In mezzo a tutti questi pianeti c’è Ogward Thau, il mondo virtuale, potenzialmente infinito. Un mondo dove giocare. Ma attenzione, il gioco sarà molto più serio della realtà, intenso e pericoloso e vi terrà incollati alle pagine, sapendo all’occorrenza anche sorprendervi e perché no, farvi arrabbiare.

Non mi piace correre eppure ho corso, non so nuotare eppure mi sono immersa per lunghissimo tempo in acqua, soffro di vertigini eppure ho scalato cime altissime, ho sorriso e sono svanita nel farlo, ho inspirato ed espirato diverse volte. Ho lasciato che la razionalità volasse un po’ via da me. Ho rinunciato alla ragione per andare incontro a una soluzione, a l’unica possibile scelta.

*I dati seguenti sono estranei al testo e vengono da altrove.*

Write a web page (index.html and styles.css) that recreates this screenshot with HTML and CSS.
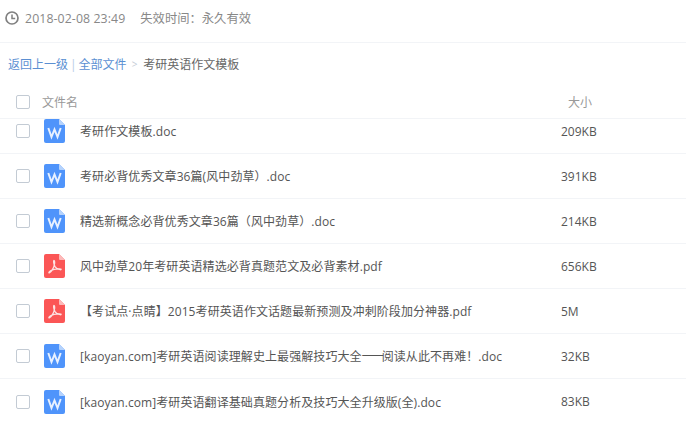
FILE: index.html
```html
<!DOCTYPE html>
<html lang="zh">
<head>
<meta charset="utf-8">
<title>考研英语作文模板</title>
<link rel="stylesheet" href="styles.css">
</head>
<body>
<svg class="defs" width="0" height="0" aria-hidden="true">
  <symbol id="word" viewBox="0 0 21 24">
    <path d="M2 0H15L21 6V22a2 2 0 0 1-2 2H2a2 2 0 0 1-2-2V2a2 2 0 0 1 2-2Z" fill="#4f94fb"/>
    <path d="M15 0L21 6H16a1 1 0 0 1-1-1Z" fill="#b5d3fd"/>
    <path d="M4.3 9L7.5 18L10.5 10.5L13.5 18L16.7 9" fill="none" stroke="#e8f1ff" stroke-width="2"/>
  </symbol>
  <symbol id="pdf" viewBox="0 0 21 24">
    <path d="M2 0H15L21 6V22a2 2 0 0 1-2 2H2a2 2 0 0 1-2-2V2a2 2 0 0 1 2-2Z" fill="#fb5656"/>
    <path d="M15 0L21 6H16a1 1 0 0 1-1-1Z" fill="#fdb9b9"/>
    <path d="M9.8 6.5C9.2 6.7 9.8 10 10.8 12.2C11.8 14.2 14 15.2 16.2 15.7C17.4 15.9 17.4 15 16.2 14.9C13.5 14.6 9.5 15 6.5 16.8C4.8 17.9 4.5 19 5.4 18.8C7 18.4 10 14 10.6 9.5C10.8 7.5 10.4 6.3 9.8 6.5Z" fill="none" stroke="#fde3e3" stroke-width="1.3"/>
  </symbol>
</svg>
<main class="page">
  <div class="meta">
    <svg class="clock" viewBox="0 0 14 14" width="14" height="14" aria-hidden="true">
      <circle cx="7" cy="7" r="6" fill="none" stroke="#808080" stroke-width="1.7"/>
      <path d="M7 3.4V7.6H10.2" fill="none" stroke="#808080" stroke-width="1.5"/>
    </svg>
    <span class="date">2018-02-08 23:49</span>
    <span class="expire">失效时间：永久有效</span>
  </div>
  <nav class="crumbs">
    <a class="link">返回上一级</a><span class="bar">|</span><a class="link">全部文件</a><span class="sep">&gt;</span><span class="current">考研英语作文模板</span>
  </nav>
  <div class="head">
    <span class="check"></span>
    <span class="head-name">文件名</span>
    <span class="head-size">大小</span>
  </div>
  <ul class="list">
    <li class="row"><span class="check"></span><svg class="ficon"><use href="#word"/></svg><span class="name">考研作文模板.doc</span><span class="size">209KB</span></li>
    <li class="row"><span class="check"></span><svg class="ficon"><use href="#word"/></svg><span class="name">考研必背优秀文章36篇(风中劲草）.doc</span><span class="size">391KB</span></li>
    <li class="row"><span class="check"></span><svg class="ficon"><use href="#word"/></svg><span class="name">精选新概念必背优秀文章36篇（风中劲草）.doc</span><span class="size">214KB</span></li>
    <li class="row"><span class="check"></span><svg class="ficon"><use href="#pdf"/></svg><span class="name">风中劲草20年考研英语精选必背真题范文及必背素材.pdf</span><span class="size">656KB</span></li>
    <li class="row"><span class="check"></span><svg class="ficon"><use href="#pdf"/></svg><span class="name">【考试点·点睛】2015考研英语作文话题最新预测及冲刺阶段加分神器.pdf</span><span class="size">5M</span></li>
    <li class="row"><span class="check"></span><svg class="ficon"><use href="#word"/></svg><span class="name">[kaoyan.com]考研英语阅读理解史上最强解技巧大全<span class="dash">一一</span>阅读从此不再难！.doc</span><span class="size">32KB</span></li>
    <li class="row"><span class="check"></span><svg class="ficon"><use href="#word"/></svg><span class="name">[kaoyan.com]考研英语翻译基础真题分析及技巧大全升级版(全).doc</span><span class="size">83KB</span></li>
  </ul>
</main>
</body>
</html>
```
FILE: styles.css
```css
* { box-sizing: border-box; }
html, body { margin: 0; padding: 0; background: #fff; }
body {
  font-family: "Open Sans", "Noto Sans CJK SC", sans-serif;
  font-size: 12px;
  color: #555;
  overflow: hidden;
}
.defs { position: absolute; }
.page { width: 686px; height: 442px; overflow: hidden; }
.meta {
  height: 43px;
  padding: 0 0 6px 5px;
  display: flex;
  align-items: center;
  border-bottom: 1px solid #f2f4f7;
  color: #888;
  font-size: 12.3px;
}
.clock { margin-right: 6px; }
.date { margin-right: 15px; letter-spacing: .1px; }
.crumbs {
  height: 42px;
  padding: 0 0 0 8px;
  display: flex;
  align-items: center;
}
.link { color: #5b8fd2; }
.bar { color: #b7cbe6; margin: 0 2px; }
.sep { color: #c4ccd6; margin: 0 6px 0 5px; font-size: 10px; }
.current { color: #666; }
.head {
  height: 34px;
  position: relative;
  z-index: 1;
  display: flex;
  align-items: center;
  padding: 0 0 0 16px;
  border-bottom: 1px solid #f2f4f7;
  background: #fff;
  color: #999;
}
.head-name { margin-left: 12px; width: 526px; }
.list {
  list-style: none;
  margin: -10px 0 0;
  padding: 0;
}
.row {
  height: 45px;
  display: flex;
  align-items: center;
  padding-left: 16px;
  border-bottom: 1px solid #f2f4f7;
}
.row:last-child { border-bottom: 0; }
.check {
  flex: none;
  width: 14px;
  height: 14px;
  border: 1px solid #c3cbd4;
  border-radius: 2px;
  background: #fff;
}
.ficon { flex: none; width: 21px; height: 24px; margin-left: 14px; }
.name { width: 481px; margin-left: 15px; color: #555; white-space: nowrap; letter-spacing: .08px; }
.dash { letter-spacing: -2px; }
```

La libertà è in questo romanzo una solida protagonista, qualcosa da conquistare, da ricostruire, non da proteggere o difendere ma da raggiungere.

Quand’è che non puoi più piegarti e ti spezzi?

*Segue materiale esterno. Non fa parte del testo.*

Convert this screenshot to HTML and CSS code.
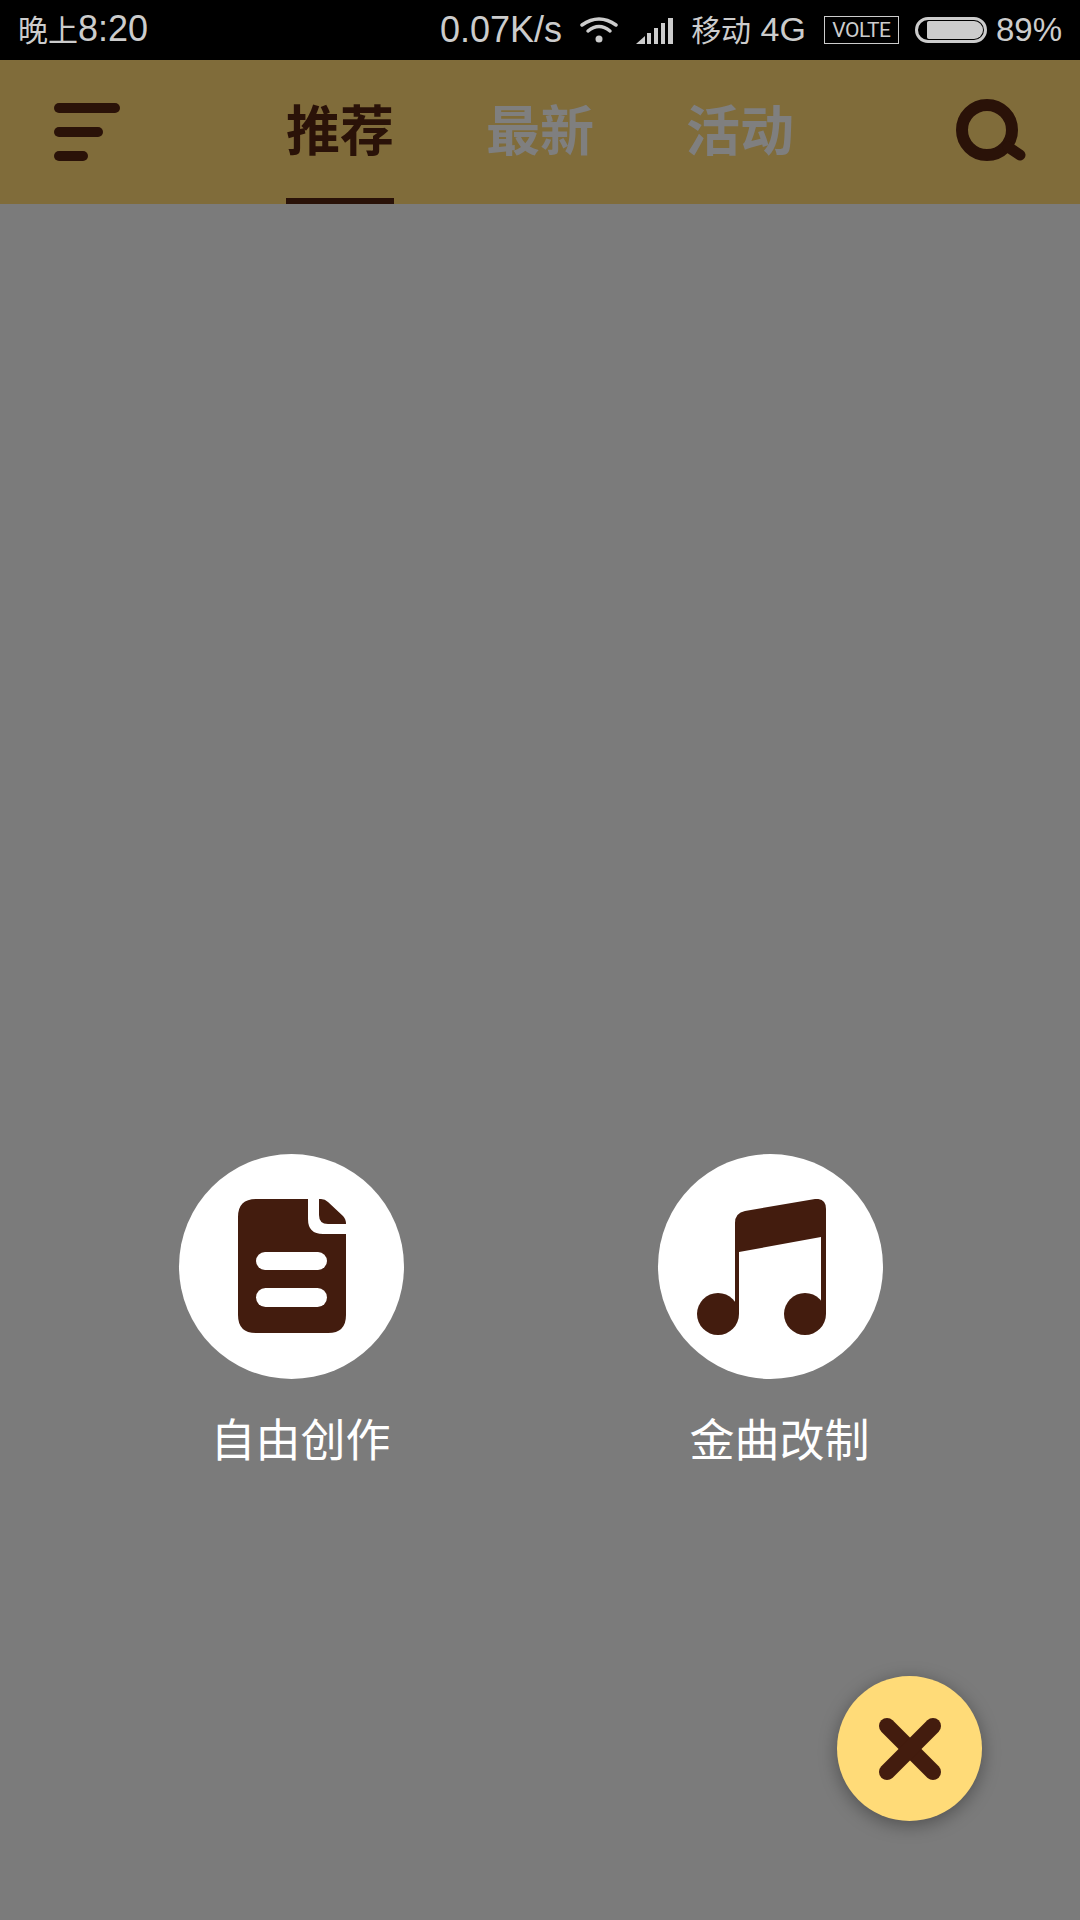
FILE: index.html
```html
<!DOCTYPE html>
<html lang="zh">
<head>
<meta charset="utf-8">
<title>推荐</title>
<link rel="stylesheet" href="styles.css">
</head>
<body>

<div class="status-bar">
	<div class="status-time"><span class="cjk">晚上</span>8:20</div>
	<div class="status-right">
		<span class="speed">0.07K/s</span>
		<svg class="wifi" width="38" height="28" viewBox="0 0 38 28">
			<path d="M2 9 Q19 -3 36 9" fill="none" stroke="#ccc" stroke-width="3.5" stroke-linecap="round"/>
			<path d="M8 15 Q19 6 30 15" fill="none" stroke="#ccc" stroke-width="3.5" stroke-linecap="round"/>
			<circle cx="19" cy="23" r="3.5" fill="#ccc"/>
		</svg>
		<svg class="signal" width="37" height="27" viewBox="0 0 37 27">
			<path d="M0 27 L9 19 V27 Z" fill="#ccc"/>
			<rect x="11" y="16" width="4" height="11" fill="#ccc"/>
			<rect x="18" y="11" width="4" height="16" fill="#ccc"/>
			<rect x="25" y="6" width="4" height="21" fill="#ccc"/>
			<rect x="32" y="1" width="5" height="26" fill="#ccc"/>
		</svg>
		<span><span class="cjk">移动</span> 4G</span>
		<span class="volte">VOLTE</span>
		<div class="battery"><div class="battery-fill"></div></div>
		<span class="battery-pct">89%</span>
	</div>
</div>

<div class="header">
	<div class="menu-icon">
		<span class="menu-bar bar1"></span>
		<span class="menu-bar bar2"></span>
		<span class="menu-bar bar3"></span>
	</div>
	<div class="tabs">
		<div class="tab active">推荐</div>
		<div class="tab">最新</div>
		<div class="tab">活动</div>
	</div>
	<svg class="search-icon" width="70" height="62" viewBox="0 0 70 62">
		<circle cx="31" cy="31" r="25" fill="none" stroke="#2a1208" stroke-width="12"/>
		<line x1="52" y1="48" x2="64" y2="56" stroke="#2a1208" stroke-width="11" stroke-linecap="round"/>
	</svg>
</div>

<div class="main">
	<div class="actions">
		<div class="action">
			<div class="action-circle">
				<svg class="doc-icon" width="108" height="134" viewBox="0 0 108 134">
					<path d="M18 0 H70 V20 Q70 35 85 35 H108 V116 Q108 134 90 134 H18 Q0 134 0 116 V18 Q0 0 18 0 Z" fill="#431c0e"/>
					<path d="M81 0 H83 Q87 0 90 3 L105 17 Q108 20 108 25 H90 Q81 25 81 16 Z" fill="#431c0e"/>
					<rect x="18" y="53" width="71" height="18" rx="9" fill="#fff"/>
					<rect x="18" y="89" width="71" height="19" rx="9.5" fill="#fff"/>
				</svg>
			</div>
			<div class="action-label">自由创作</div>
		</div>
		<div class="action">
			<div class="action-circle">
				<svg class="note-icon" width="129" height="136" viewBox="0 0 129 136">
					<path d="M38 24 Q38 14 48 12 L118 0 Q129 -1 129 10 V115 H124 V38 L42 53 V115 H38 Z" fill="#431c0e"/>
					<circle cx="21" cy="115" r="21" fill="#431c0e"/>
					<circle cx="108" cy="115" r="21" fill="#431c0e"/>
				</svg>
			</div>
			<div class="action-label">金曲改制</div>
		</div>
	</div>

	<div class="fab">
		<svg width="62" height="62" viewBox="0 0 62 62">
			<line x1="8" y1="8" x2="54" y2="54" stroke="#431c0e" stroke-width="16" stroke-linecap="round"/>
			<line x1="54" y1="8" x2="8" y2="54" stroke="#431c0e" stroke-width="16" stroke-linecap="round"/>
		</svg>
	</div>
</div>

</body>
</html>
```

FILE: styles.css
```css
body {
	margin: 0px;
	padding: 0px;
	width: 1080px;
	height: 1920px;
	display: flex;
	flex-direction: column;
	background: #7b7b7b;
	font-family: "Liberation Sans", "Noto Sans CJK SC", sans-serif;
}

.status-bar {
	height: 60px;
	box-sizing: border-box;
	padding: 0px 18px;
	display: flex;
	align-items: center;
	justify-content: space-between;
	background: #000;
	color: #ccc;
	font-size: 34px;
	line-height: 56px;
}

.status-time {
	font-size: 36px;
}

.cjk {
	font-size: 30px;
}

.speed {
	font-size: 36px;
}

.status-right {
	display: flex;
	align-items: center;
	gap: 18px;
}

.volte {
	width: 73px;
	height: 26px;
	line-height: 26px;
	border: 1px solid #ccc;
	text-align: center;
	font-family: Roboto, "Liberation Sans", sans-serif;
	font-size: 21px;
	letter-spacing: -0.5px;
}

.battery {
	margin-left: -2px;
	width: 56px;
	height: 20px;
	padding: 0px 1px 0px 9px;
	border: 3px solid #ccc;
	border-radius: 13px;
	display: flex;
	align-items: center;
}

.battery-fill {
	width: 56px;
	height: 18px;
	background: #ccc;
	border-radius: 2px 10px 10px 2px;
}

.battery-pct {
	margin-left: -9px;
	font-size: 33px;
}

.header {
	height: 144px;
	padding: 0px 54px;
	display: flex;
	align-items: center;
	background: #806c3a;
}

.menu-icon {
	width: 66px;
	display: flex;
	flex-direction: column;
	gap: 14px;
}

.menu-bar {
	display: block;
	height: 10px;
	border-radius: 5px;
	background: #2a1208;
}

.bar1 { width: 66px; }
.bar2 { width: 49px; }
.bar3 { width: 34px; }

.tabs {
	margin-left: 166px;
	height: 144px;
	display: flex;
	gap: 92px;
}

.tab {
	height: 144px;
	box-sizing: border-box;
	line-height: 145px;
	font-size: 54px;
	font-weight: bold;
	color: #7f7f7f;
}

.tab.active {
	color: #2a1208;
	border-bottom: 6px solid #2a1208;
}

.search-icon {
	margin-left: auto;
	margin-bottom: 5px;
}

.main {
	position: relative;
	flex: 1;
	padding-top: 950px;
}

.actions {
	padding-left: 179px;
	display: flex;
	gap: 254px;
}

.action {
	width: 225px;
}

.action-circle {
	width: 225px;
	height: 225px;
	border-radius: 50%;
	background: #fff;
	display: flex;
	align-items: center;
	justify-content: center;
}

.doc-icon {
	margin-bottom: 2px;
}

.note-icon {
	margin-right: 18px;
}

.action-label {
	margin-top: 26px;
	padding-left: 18px;
	text-align: center;
	white-space: nowrap;
	font-size: 45px;
	color: #fff;
}

.fab {
	position: absolute;
	right: 98px;
	bottom: 99px;
	width: 145px;
	height: 145px;
	border-radius: 50%;
	background: #ffdb78;
	box-shadow: 0px 4px 18px rgba(0, 0, 0, 0.35);
	display: flex;
	align-items: center;
	justify-content: center;
}
```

Ve lo siete mai chiesti? Dove può arrivare la sopportazione?

Bellissima la risposta che ci viene donata, la conserverò tra le citazioni preziose, in quel posto dove mi rifugio quando sono stanca, delusa e affranta. Nel posto dove non ci sono classifiche da seguire e regole da rispettare ma solo cocci da riassemblare.

Originale sicuramente. 
Provocatorio il giusto.

Esco da queste pagine carica di positività e ribadisco un concetto già espresso all’autore, l’unico condiviso prima di scrivere la recensione, perché per rispetto di voi pochi (ma buoni) lettori che mi seguite cerco sempre di evitare laddove posso di lasciarmi influenzare. Dicevo, ribadisco, convinta, che la scrittura di Andrea D’Angelo debba considerarsi a tutti gli effetti una scrittura di ricerca, ovvero una scrittura in costante cammino.

Vi possiamo trovare dentro mille e più soluzioni utili ad ognuno di noi, ma l’empatia che si crea vale più di qualsiasi morale. Camminare insieme diventa allora più importante del raggiungere una meta e gli ostacoli sono la vita stessa che non è più un traguardo ma un percorso dentro noi stessi che può e deve portarci al superamento dei nostri limiti.

E ora? Tocca ritrovarsi altrove, in quel luogo in cui solo le parole pensate e scritte sanno essere per noi terra, pane e acqua, lì caro Andrea, ci riconosceremo sempre. Io sarò quella che controlla il verso degli accenti e tu quello a cui chiedere da che parte sta l’Universo.